What is the difference of the words "supple" and "flexible" and specially where are they preferred to the other?


When I looked up supple in NOAD, it said, "See note at flexible." Here is that note:


If you can bend over and touch your toes, you are flexible.

But a dancer or gymnast is limber, an adjective that specifically applies to a body that has been brought into condition through training (: to stay limber, she did yoga every day).

Flexible applies to whatever can be bent without breaking, whether or not it returns to its original shape (: a flexible plastic hose; a flexible electrical conduit); it does not necessarily refer, as limber does, to the human body.

Unlike flexible, resilient implies the ability to spring back into shape after being bent or compressed, or to recover one's health or spirits quickly (: so young and resilient that she was back at work in a week).

Elastic is usually applied to substances or materials that are easy to stretch or expand and that quickly recover their shape or size (: pants with an elastic waist), while supple is applied to whatever is easily bent, twisted, or folded without breaking or cracking (: a soft, supple leather). When applied to the human body, supple suggests the ability to move effortlessly.

Pliant and pliable may be used to describe either people or things that are easily bent or manipulated. Pliant suggests a tendency to bend without force or pressure from the outside, while pliable suggests the use of force or submission to another's will.
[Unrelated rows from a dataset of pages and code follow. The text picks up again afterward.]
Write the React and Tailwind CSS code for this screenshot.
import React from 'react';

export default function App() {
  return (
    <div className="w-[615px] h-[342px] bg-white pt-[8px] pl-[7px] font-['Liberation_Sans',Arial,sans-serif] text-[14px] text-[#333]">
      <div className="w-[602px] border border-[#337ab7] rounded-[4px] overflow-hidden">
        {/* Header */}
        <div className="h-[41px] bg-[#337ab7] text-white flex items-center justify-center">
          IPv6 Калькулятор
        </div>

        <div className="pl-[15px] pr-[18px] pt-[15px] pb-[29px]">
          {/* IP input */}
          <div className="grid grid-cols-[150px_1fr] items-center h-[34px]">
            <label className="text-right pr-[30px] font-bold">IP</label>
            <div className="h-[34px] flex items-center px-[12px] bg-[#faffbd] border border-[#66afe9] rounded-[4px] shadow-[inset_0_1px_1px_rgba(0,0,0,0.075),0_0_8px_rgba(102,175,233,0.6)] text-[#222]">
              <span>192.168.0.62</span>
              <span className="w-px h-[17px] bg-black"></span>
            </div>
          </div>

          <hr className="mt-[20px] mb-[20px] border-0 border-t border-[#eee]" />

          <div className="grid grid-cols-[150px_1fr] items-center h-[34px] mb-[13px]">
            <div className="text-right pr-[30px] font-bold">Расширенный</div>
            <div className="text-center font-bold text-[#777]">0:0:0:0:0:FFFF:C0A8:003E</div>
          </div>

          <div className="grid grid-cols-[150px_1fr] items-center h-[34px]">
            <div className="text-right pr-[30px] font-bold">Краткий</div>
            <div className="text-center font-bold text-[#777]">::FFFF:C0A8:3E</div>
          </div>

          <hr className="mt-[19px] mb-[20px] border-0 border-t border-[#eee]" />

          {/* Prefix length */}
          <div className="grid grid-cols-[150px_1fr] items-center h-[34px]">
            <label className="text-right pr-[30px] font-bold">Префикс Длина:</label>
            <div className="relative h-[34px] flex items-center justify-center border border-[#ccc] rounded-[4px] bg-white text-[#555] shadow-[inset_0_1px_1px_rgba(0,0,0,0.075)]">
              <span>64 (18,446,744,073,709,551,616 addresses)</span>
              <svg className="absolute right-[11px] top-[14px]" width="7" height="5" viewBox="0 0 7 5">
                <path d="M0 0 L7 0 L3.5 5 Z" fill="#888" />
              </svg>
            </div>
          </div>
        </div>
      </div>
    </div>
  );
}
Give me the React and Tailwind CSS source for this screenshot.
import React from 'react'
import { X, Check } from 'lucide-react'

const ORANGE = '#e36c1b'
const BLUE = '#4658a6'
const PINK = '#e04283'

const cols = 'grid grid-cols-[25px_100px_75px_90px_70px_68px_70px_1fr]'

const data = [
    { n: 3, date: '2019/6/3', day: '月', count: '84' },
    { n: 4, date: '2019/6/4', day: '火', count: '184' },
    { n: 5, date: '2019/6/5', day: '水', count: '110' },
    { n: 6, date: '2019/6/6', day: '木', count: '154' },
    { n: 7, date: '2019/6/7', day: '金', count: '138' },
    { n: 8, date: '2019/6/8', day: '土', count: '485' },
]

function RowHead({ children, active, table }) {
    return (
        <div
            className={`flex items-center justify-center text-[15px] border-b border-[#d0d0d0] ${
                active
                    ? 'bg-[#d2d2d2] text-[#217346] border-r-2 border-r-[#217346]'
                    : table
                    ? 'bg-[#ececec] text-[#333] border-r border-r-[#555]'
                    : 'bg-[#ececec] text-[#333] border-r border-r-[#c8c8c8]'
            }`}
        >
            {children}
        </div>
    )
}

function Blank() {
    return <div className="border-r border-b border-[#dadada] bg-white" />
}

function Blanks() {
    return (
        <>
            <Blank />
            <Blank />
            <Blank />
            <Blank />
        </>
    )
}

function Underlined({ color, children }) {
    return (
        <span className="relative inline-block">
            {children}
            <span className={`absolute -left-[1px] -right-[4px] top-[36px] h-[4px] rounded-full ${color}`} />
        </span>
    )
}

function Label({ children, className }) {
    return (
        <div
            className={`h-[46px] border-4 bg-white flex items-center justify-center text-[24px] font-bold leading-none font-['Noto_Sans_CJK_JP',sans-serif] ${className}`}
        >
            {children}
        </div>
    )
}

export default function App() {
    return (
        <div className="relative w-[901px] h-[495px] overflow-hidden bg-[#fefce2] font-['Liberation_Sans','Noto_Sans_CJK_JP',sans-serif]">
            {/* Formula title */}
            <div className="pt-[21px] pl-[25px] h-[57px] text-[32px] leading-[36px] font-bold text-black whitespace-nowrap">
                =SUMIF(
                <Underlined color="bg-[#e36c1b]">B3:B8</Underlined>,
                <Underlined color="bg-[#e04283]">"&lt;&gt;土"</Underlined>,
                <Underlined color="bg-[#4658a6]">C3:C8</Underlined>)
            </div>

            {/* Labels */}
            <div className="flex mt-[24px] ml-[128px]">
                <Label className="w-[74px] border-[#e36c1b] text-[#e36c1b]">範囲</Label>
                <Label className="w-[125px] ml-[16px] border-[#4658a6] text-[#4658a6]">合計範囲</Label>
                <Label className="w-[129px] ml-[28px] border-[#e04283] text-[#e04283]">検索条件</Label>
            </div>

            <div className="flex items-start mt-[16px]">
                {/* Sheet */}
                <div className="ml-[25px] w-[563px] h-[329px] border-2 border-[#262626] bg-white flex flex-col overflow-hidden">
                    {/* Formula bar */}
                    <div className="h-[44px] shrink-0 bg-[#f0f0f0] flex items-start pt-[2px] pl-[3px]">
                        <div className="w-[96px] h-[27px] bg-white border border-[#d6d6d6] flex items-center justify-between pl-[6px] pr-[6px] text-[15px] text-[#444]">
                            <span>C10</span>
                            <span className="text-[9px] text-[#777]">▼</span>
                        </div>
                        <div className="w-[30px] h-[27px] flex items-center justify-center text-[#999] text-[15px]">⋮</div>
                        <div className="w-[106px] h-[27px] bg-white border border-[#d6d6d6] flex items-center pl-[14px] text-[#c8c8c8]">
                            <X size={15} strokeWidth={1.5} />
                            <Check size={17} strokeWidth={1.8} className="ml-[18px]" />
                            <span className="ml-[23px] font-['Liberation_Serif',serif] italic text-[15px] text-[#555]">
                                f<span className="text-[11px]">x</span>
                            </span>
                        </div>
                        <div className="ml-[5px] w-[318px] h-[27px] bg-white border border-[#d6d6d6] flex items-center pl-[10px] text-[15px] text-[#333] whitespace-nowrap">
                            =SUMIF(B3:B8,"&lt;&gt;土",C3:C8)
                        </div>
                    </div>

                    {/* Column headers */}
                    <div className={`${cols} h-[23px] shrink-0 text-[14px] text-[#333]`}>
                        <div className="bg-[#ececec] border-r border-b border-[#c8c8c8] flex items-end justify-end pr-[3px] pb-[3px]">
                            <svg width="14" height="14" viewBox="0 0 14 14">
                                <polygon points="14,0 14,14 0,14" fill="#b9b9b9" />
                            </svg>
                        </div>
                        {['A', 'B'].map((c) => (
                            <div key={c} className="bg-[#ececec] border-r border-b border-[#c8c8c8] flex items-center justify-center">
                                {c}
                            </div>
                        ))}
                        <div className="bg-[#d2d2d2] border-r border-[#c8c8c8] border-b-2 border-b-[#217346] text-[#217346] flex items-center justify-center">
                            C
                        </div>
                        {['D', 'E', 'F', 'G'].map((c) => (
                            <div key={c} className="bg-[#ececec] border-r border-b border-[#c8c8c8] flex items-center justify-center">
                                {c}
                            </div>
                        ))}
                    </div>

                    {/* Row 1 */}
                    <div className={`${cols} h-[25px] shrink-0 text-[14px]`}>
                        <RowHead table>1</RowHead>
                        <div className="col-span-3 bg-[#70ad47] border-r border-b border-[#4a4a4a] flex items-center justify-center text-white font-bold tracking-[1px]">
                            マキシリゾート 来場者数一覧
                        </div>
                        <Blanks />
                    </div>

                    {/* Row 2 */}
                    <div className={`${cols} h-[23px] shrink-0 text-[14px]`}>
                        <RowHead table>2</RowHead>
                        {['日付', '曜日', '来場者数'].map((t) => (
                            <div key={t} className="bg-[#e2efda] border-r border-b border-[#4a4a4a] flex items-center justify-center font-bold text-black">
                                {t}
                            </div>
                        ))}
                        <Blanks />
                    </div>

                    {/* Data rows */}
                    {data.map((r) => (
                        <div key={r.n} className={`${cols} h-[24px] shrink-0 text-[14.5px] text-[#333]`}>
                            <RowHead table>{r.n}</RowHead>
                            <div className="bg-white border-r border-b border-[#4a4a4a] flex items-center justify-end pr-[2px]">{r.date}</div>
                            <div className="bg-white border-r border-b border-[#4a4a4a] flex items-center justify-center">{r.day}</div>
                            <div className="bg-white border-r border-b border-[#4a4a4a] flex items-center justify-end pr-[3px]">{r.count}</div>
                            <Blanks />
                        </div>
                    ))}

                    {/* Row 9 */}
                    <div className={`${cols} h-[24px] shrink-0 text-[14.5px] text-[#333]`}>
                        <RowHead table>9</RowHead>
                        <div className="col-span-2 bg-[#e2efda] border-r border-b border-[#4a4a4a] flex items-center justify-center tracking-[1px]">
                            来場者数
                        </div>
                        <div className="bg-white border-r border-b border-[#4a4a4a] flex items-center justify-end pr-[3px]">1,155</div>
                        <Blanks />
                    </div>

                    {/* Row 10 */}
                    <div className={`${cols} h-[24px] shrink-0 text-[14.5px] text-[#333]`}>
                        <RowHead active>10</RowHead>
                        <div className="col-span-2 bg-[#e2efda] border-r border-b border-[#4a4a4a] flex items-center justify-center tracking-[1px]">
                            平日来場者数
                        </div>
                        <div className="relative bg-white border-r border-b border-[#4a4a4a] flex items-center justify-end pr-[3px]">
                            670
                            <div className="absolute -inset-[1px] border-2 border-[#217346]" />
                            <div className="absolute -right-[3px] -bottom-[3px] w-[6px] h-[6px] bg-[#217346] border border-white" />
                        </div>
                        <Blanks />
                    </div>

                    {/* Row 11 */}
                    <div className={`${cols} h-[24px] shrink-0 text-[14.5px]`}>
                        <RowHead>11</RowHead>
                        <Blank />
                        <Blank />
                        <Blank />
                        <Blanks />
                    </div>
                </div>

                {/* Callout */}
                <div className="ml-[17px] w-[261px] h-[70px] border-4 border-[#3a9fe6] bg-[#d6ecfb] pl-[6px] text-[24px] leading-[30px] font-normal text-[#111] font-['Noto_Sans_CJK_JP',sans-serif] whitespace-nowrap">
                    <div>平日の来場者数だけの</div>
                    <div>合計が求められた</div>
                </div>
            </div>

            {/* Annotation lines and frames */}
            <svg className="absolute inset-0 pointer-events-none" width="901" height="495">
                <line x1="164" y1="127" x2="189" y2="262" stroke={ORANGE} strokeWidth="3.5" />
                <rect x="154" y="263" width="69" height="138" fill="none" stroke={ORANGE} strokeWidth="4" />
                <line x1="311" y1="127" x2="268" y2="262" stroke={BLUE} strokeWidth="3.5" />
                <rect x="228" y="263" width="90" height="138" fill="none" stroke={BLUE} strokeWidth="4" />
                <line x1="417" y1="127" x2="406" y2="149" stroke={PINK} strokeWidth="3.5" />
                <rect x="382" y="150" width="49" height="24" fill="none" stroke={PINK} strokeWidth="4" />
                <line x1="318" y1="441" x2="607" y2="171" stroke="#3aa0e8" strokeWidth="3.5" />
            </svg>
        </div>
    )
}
A pliant person is merely adaptable, but a pliable person is easy to influence and eager to please.

There may be some exceptions, but, as a general rule, supple applies more to skin, fabrics, and materials.
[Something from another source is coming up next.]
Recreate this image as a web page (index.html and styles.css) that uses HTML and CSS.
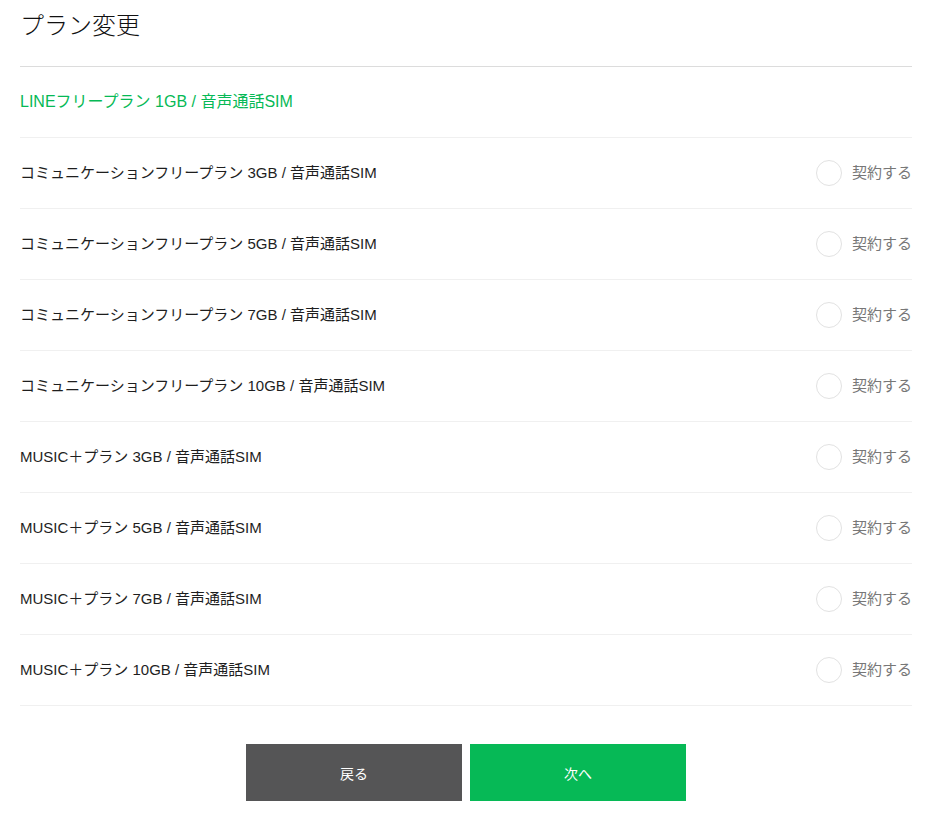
FILE: index.html
```html
<!DOCTYPE html>
<html lang="ja">
<head>
<meta charset="utf-8">
<link rel="stylesheet" href="styles.css">
</head>
<body>
<div class="page">
  <div class="header"><h1 class="title">プラン変更</h1></div>
  <ul class="plans">
    <li class="plan current"><span class="name">LINEフリープラン 1GB / 音声通話SIM</span></li>
    <li class="plan"><span class="name">コミュニケーションフリープラン 3GB / 音声通話SIM</span><label class="choice"><span class="radio"></span><span class="choice-text">契約する</span></label></li>
    <li class="plan"><span class="name">コミュニケーションフリープラン 5GB / 音声通話SIM</span><label class="choice"><span class="radio"></span><span class="choice-text">契約する</span></label></li>
    <li class="plan"><span class="name">コミュニケーションフリープラン 7GB / 音声通話SIM</span><label class="choice"><span class="radio"></span><span class="choice-text">契約する</span></label></li>
    <li class="plan"><span class="name">コミュニケーションフリープラン 10GB / 音声通話SIM</span><label class="choice"><span class="radio"></span><span class="choice-text">契約する</span></label></li>
    <li class="plan"><span class="name">MUSIC＋プラン 3GB / 音声通話SIM</span><label class="choice"><span class="radio"></span><span class="choice-text">契約する</span></label></li>
    <li class="plan"><span class="name">MUSIC＋プラン 5GB / 音声通話SIM</span><label class="choice"><span class="radio"></span><span class="choice-text">契約する</span></label></li>
    <li class="plan"><span class="name">MUSIC＋プラン 7GB / 音声通話SIM</span><label class="choice"><span class="radio"></span><span class="choice-text">契約する</span></label></li>
    <li class="plan"><span class="name">MUSIC＋プラン 10GB / 音声通話SIM</span><label class="choice"><span class="radio"></span><span class="choice-text">契約する</span></label></li>
  </ul>
  <div class="actions">
    <button class="btn back">戻る</button>
    <button class="btn next">次へ</button>
  </div>
</div>
</body>
</html>
```
FILE: styles.css
```css
* { box-sizing: border-box; }
body {
  margin: 0;
  background: #fff;
  font-family: "Liberation Sans", "Noto Sans CJK JP", sans-serif;
  color: #1e1e1e;
}
.page {
  width: 892px;
  margin-left: 20px;
}
.header {
  height: 67px;
  border-bottom: 1px solid #dcdcdc;
  display: flex;
  align-items: flex-start;
}
.title {
  margin: 10px 0 0;
  font-size: 24px;
  line-height: 32px;
  font-weight: 300;
  color: #111;
}
.plans {
  list-style: none;
  margin: 0;
  padding: 0;
}
.plan {
  height: 71px;
  border-bottom: 1px solid #f0f0f0;
  display: flex;
  align-items: center;
  justify-content: space-between;
  font-size: 15px;
  line-height: 20px;
}
.plan.current {
  color: #06b956;
  font-size: 16px;
}
.choice {
  display: flex;
  align-items: center;
  gap: 10px;
}
.radio {
  width: 26px;
  height: 26px;
  border: 1px solid #e2e2e2;
  border-radius: 50%;
  background: #fff;
}
.choice-text {
  color: #777;
  font-size: 15px;
}
.actions {
  display: flex;
  justify-content: center;
  gap: 8px;
  margin-top: 38px;
}
.btn {
  width: 216px;
  height: 57px;
  border: none;
  color: #fff;
  font-family: "Liberation Sans", "Noto Sans CJK JP", sans-serif;
  font-size: 14px;
  padding: 0;
}
.back { background: #555556; }
.next { background: #06b956; }
```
In other words, a flexible hose would be easy to bend or coil, while a supple hose would be easy to pinch or crimp.

garden hose

  • Nice, you've provided even more than what I expected. – mok Apr 3 '14 at 20:21

supple |ˈsəpəl|
adjective ( -pler, -plest)
bending and moving easily and gracefully; flexible : her supple fingers | figurative my mind is becoming more supple. See note at flexible .
• not stiff or hard; easily manipulated : this body oil leaves your skin feeling deliciously supple.

flexible |ˈfleksəbəl|
capable of bending easily without breaking : flexible rubber seals.
• able to be easily modified to respond to altered circumstances or conditions : flexible forms of retirement.
• (of a person) ready and able to change so as to adapt to different circumstances : you can save money if you're flexible about where your room is located.

Basically, when referring to movement, if something is 'supple' it means it moves easily, and is thus flexible.

  • Does supple in " this body oil leaves your skin feeling deliciously supple" means soften? – mok Apr 3 '14 at 17:47
  • I would usually describe the surface of something as "supple" (skin, cured leather, etc), while the bulk object would be "flexible" – Nick T Apr 3 '14 at 18:53
  • @NickT What about this : "And to be supple enough to deal with the various kinds of contained objects in the same way, with the same code, design-patterns often rely on polymorphism." – mok Apr 3 '14 at 18:57
  • I'd only use supple when describing real, physical objects one could hold and touch. For abstract concepts (software) it sounds strange. – Nick T Apr 3 '14 at 19:00

Using the example of a branch and a arm.

A branch would be flexible because you can bend it before it breaks, but it is not supple because when you touch it the surface is rough and coarse.

An arm would be flexible because you can bend it before it breaks and it is supple, because when you touch the skin, it's soft and smooth and flexible.